Un événement important qui est survenu dans la région
des Maritimes et de Gaspé implique l'apparition du complexe
mortuaire d'Adéna provenant de la vallée de l'Ohio.
On ne peut évoquer les raisons qui expliquent pourquoi les
cérémonies mortuaires élaborées du
Maritimien moyen ont disparu pour être remplacées
éventuellement, près de 1 000 ans plus tard, par des
pratiques mortuaires provenant de l'intérieur de
l'Amérique du Nord à quelque 1 700 km de distance.
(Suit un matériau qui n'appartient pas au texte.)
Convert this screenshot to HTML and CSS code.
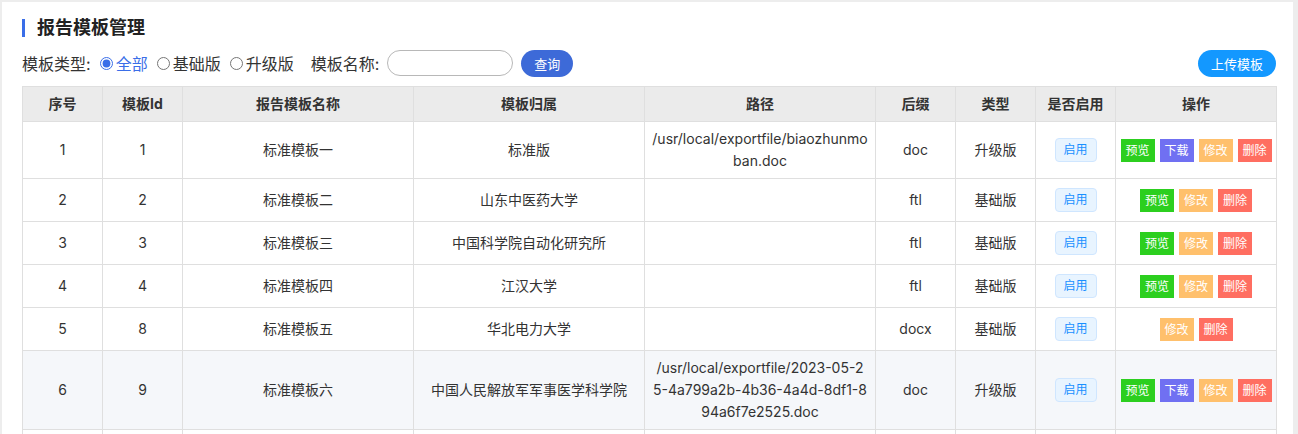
FILE: index.html
```html
<!DOCTYPE html>
<html lang="zh-CN">
<head>
<meta charset="utf-8">
<title>报告模板管理</title>
<link rel="stylesheet" href="styles.css">
</head>
<body>
<div class="page">
  <div class="card">
    <h1 class="title">报告模板管理</h1>
    <div class="filters">
      <div class="filter-left">
        <span class="label">模板类型:</span>
        <label class="radio active"><input type="radio" name="type" checked><span>全部</span></label>
        <label class="radio"><input type="radio" name="type"><span>基础版</span></label>
        <label class="radio"><input type="radio" name="type"><span>升级版</span></label>
        <span class="label name-label">模板名称:</span>
        <input class="search-input" type="text">
        <button class="btn-query">查询</button>
      </div>
      <button class="btn-upload">上传模板</button>
    </div>
    <table class="grid">
      <colgroup>
        <col class="c-narrow"><col class="c-narrow"><col class="c-wide"><col class="c-wide"><col class="c-wide"><col class="c-narrow"><col class="c-narrow"><col class="c-narrow"><col class="c-ops">
      </colgroup>
      <thead>
        <tr><th>序号</th><th>模板Id</th><th>报告模板名称</th><th>模板归属</th><th>路径</th><th>后缀</th><th>类型</th><th>是否启用</th><th>操作</th></tr>
      </thead>
      <tbody>
        <tr>
          <td><div class="cell">1</div></td><td><div class="cell">1</div></td><td><div class="cell">标准模板一</div></td><td><div class="cell">标准版</div></td>
          <td class="td-path"><div class="cell path">/usr/local/exportfile/biaozhunmo<br>ban.doc</div></td><td><div class="cell">doc</div></td><td><div class="cell">升级版</div></td>
          <td><div class="cell"><span class="tag">启用</span></div></td>
          <td class="td-ops"><div class="cell ops"><span class="op green">预览</span><span class="op purple">下载</span><span class="op orange">修改</span><span class="op red">删除</span></div></td>
        </tr>
        <tr>
          <td><div class="cell">2</div></td><td><div class="cell">2</div></td><td><div class="cell">标准模板二</div></td><td><div class="cell">山东中医药大学</div></td>
          <td class="td-path"><div class="cell path"></div></td><td><div class="cell">ftl</div></td><td><div class="cell">基础版</div></td>
          <td><div class="cell"><span class="tag">启用</span></div></td>
          <td class="td-ops"><div class="cell ops"><span class="op green">预览</span><span class="op orange">修改</span><span class="op red">删除</span></div></td>
        </tr>
        <tr>
          <td><div class="cell">3</div></td><td><div class="cell">3</div></td><td><div class="cell">标准模板三</div></td><td><div class="cell">中国科学院自动化研究所</div></td>
          <td class="td-path"><div class="cell path"></div></td><td><div class="cell">ftl</div></td><td><div class="cell">基础版</div></td>
          <td><div class="cell"><span class="tag">启用</span></div></td>
          <td class="td-ops"><div class="cell ops"><span class="op green">预览</span><span class="op orange">修改</span><span class="op red">删除</span></div></td>
        </tr>
        <tr>
          <td><div class="cell">4</div></td><td><div class="cell">4</div></td><td><div class="cell">标准模板四</div></td><td><div class="cell">江汉大学</div></td>
          <td class="td-path"><div class="cell path"></div></td><td><div class="cell">ftl</div></td><td><div class="cell">基础版</div></td>
          <td><div class="cell"><span class="tag">启用</span></div></td>
          <td class="td-ops"><div class="cell ops"><span class="op green">预览</span><span class="op orange">修改</span><span class="op red">删除</span></div></td>
        </tr>
        <tr>
          <td><div class="cell">5</div></td><td><div class="cell">8</div></td><td><div class="cell">标准模板五</div></td><td><div class="cell">华北电力大学</div></td>
          <td class="td-path"><div class="cell path"></div></td><td><div class="cell">docx</div></td><td><div class="cell">基础版</div></td>
          <td><div class="cell"><span class="tag">启用</span></div></td>
          <td class="td-ops"><div class="cell ops"><span class="op orange">修改</span><span class="op red">删除</span></div></td>
        </tr>
        <tr class="hover">
          <td><div class="cell">6</div></td><td><div class="cell">9</div></td><td><div class="cell">标准模板六</div></td><td><div class="cell">中国人民解放军军事医学科学院</div></td>
          <td class="td-path"><div class="cell path">/usr/local/exportfile/2023-05-2<br>5-4a799a2b-4b36-4a4d-8df1-8<br>94a6f7e2525.doc</div></td><td><div class="cell">doc</div></td><td><div class="cell">升级版</div></td>
          <td><div class="cell"><span class="tag">启用</span></div></td>
          <td class="td-ops"><div class="cell ops"><span class="op green">预览</span><span class="op purple">下载</span><span class="op orange">修改</span><span class="op red">删除</span></div></td>
        </tr>
        <tr>
          <td><div class="cell"></div></td><td><div class="cell"></div></td><td><div class="cell"></div></td><td><div class="cell"></div></td>
          <td><div class="cell"></div></td><td><div class="cell"></div></td><td><div class="cell"></div></td><td><div class="cell"></div></td><td><div class="cell"></div></td>
        </tr>
      </tbody>
    </table>
  </div>
</div>
</body>
</html>
```
FILE: styles.css
```css
html, body {
  margin: 0;
  height: 100%;
  overflow: hidden;
}
body {
  background: #ededed;
  font-family: Inter, "Noto Sans CJK SC", sans-serif;
  color: #333;
}
.page {
  padding: 2px 5px 0 2px;
}
.card {
  background: #fff;
  padding: 14px 17px 0 20px;
  min-height: 480px;
}
.title {
  margin: 0;
  height: 24px;
  line-height: 24px;
  font-size: 18px;
  font-weight: bold;
  color: #222;
  display: flex;
  align-items: center;
}
.title::before {
  content: "";
  width: 3px;
  height: 18px;
  background: #3a6ee8;
  margin-right: 12px;
}
.filters {
  margin-top: 9px;
  height: 28px;
  display: flex;
  align-items: center;
  justify-content: space-between;
}
.filter-left {
  display: flex;
  align-items: center;
}
.label {
  font-size: 16px;
  color: #333;
}
.name-label {
  margin-left: 17px;
}
.radio {
  display: flex;
  align-items: center;
  font-size: 16px;
  color: #333;
}
.radio input {
  margin: 0 3px 0 9px;
  width: 13px;
  height: 13px;
  accent-color: #3a6ee8;
}
.radio.active span {
  color: #3a6ee8;
}
.search-input {
  margin-left: 8px;
  width: 126px;
  height: 26px;
  box-sizing: border-box;
  border: 1px solid #b8b8b8;
  border-radius: 13px;
  outline: none;
  padding: 0 10px;
}
.btn-query {
  margin-left: 8px;
  width: 52px;
  height: 27px;
  border: none;
  border-radius: 14px;
  background: #3d6ad8;
  color: #fff;
  font-family: inherit;
  font-size: 13px;
  padding: 0;
}
.btn-upload {
  width: 78px;
  height: 27px;
  border: none;
  border-radius: 14px;
  background: #1398ff;
  color: #fff;
  font-family: inherit;
  font-size: 13px;
  padding: 0;
}
.grid {
  margin-top: 9px;
  width: 100%;
  table-layout: fixed;
  border-collapse: collapse;
  font-size: 14px;
}
.c-narrow { width: 80px; }
.c-wide { width: 231px; }
.c-ops { width: 161px; }
.grid th, .grid td {
  border: 1px solid #dfdfdf;
  text-align: center;
  vertical-align: middle;
}
.grid th {
  background: #ebebeb;
  font-weight: bold;
  color: #333;
  padding: 6px 8px;
  line-height: 22px;
}
.grid td {
  padding: 6px 8px;
  line-height: 22px;
  color: #333;
}
.grid td.td-path {
  padding: 6px 2px;
}
.grid td.td-ops {
  padding: 6px 0;
}
.grid tr.hover td {
  background: #f5f7fa;
}
.cell {
  min-height: 30px;
  display: flex;
  align-items: center;
  justify-content: center;
}
.cell.path {
  word-break: break-all;
  text-align: center;
}
.tag {
  display: inline-block;
  width: 42px;
  height: 24px;
  box-sizing: border-box;
  line-height: 22px;
  font-size: 12px;
  color: #1890ff;
  background: #e8f4ff;
  border: 1px solid #cfe6ff;
  border-radius: 4px;
}
.ops {
  gap: 5px;
}
.op {
  flex: none;
  width: 34px;
  height: 23px;
  line-height: 23px;
  font-size: 12px;
  color: #fff;
}
.op.green { background: #2ccf1f; }
.op.purple { background: #7070f2; }
.op.orange { background: #ffc06c; }
.op.red { background: #ff6e61; }
```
Si l'expansion du complexe mortuaire adénien dans les Maritimes est
reliée à l'expansion du réseau d'échange, quel
était le but de cet échange, où se trouve
l'enregistrement archéologique d'un échange séculier
par opposition à un échange religieux, et pourquoi la
direction du contact a changé de l'intérieur du continent
en direction des anciennes routes le long de la côte de l'Atlantique?
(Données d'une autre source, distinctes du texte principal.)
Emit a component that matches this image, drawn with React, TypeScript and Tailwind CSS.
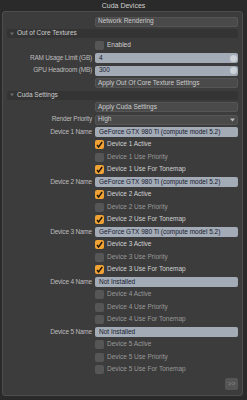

Que s'est-il passé pendant les 1 000 ans de fossé qui
sépare les deux systèmes mortuaires du Maritimien moyen et
récent? Et, comme ce fut le cas avec le GL-St-Laurentien
récent et le Bouclérien récent de l'ouest, pourquoi
seulement une très petite proportion des Maritimiens récents
a apparemment participé à l'introduction de ces
cérémonies funéraires? Même si la nature
hautement prescrite du cérémonial mortuaire adénien,
identifié dans une région étendue du nord-est de
l'Amérique du Nord, laisse croire à l'existence d'un
clergé superviseur ou d'une classe de prêtres-chamans, il y
a aussi un enregistrement évident d'une participation locale aux
activités cérémonielles reflétées par
des instruments tirés de matériaux locaux et aux styles
locaux manifestés dans les sépultures. L'adhésion
relativement rigide à un ensemble spécifique de pratiques
funéraires et l'usage de classes spécifiques d'offrandes
mortuaires, une certaine forme hautement structurée d'un
comportement sanctifié émanant d'un centre de la
vallée de l'Ohio se reflète dans l'enregistrement. La
participation des Maritimiens récents à cette manifestation
religieuse, quoique limitée, inclut un tumulus funéraire
près de la rivière Miramichi qui, de mémoire d'homme,
était encore considérée comme un lieu sacré
par les résidants de la population micmaque. Ceci permet de croire
à l'existence d'une tradition orale peut-être vieille de
2 500 ans. Un autre tumulus funéraire apparenté,
en grande partie détruit par des activités de construction,
a été identifié à l'extérieur
d'Halifax (Dr. Steven Davis, St.Mary's University, Halifax :
Communication personnelle et examen personnel). La distribution des sites
suggère que le complexe funéraire adénien se
propagea dans les provinces maritimes via le fleuve St-Laurent
plutôt que vers le nord le long de la côte de l'Atlantique.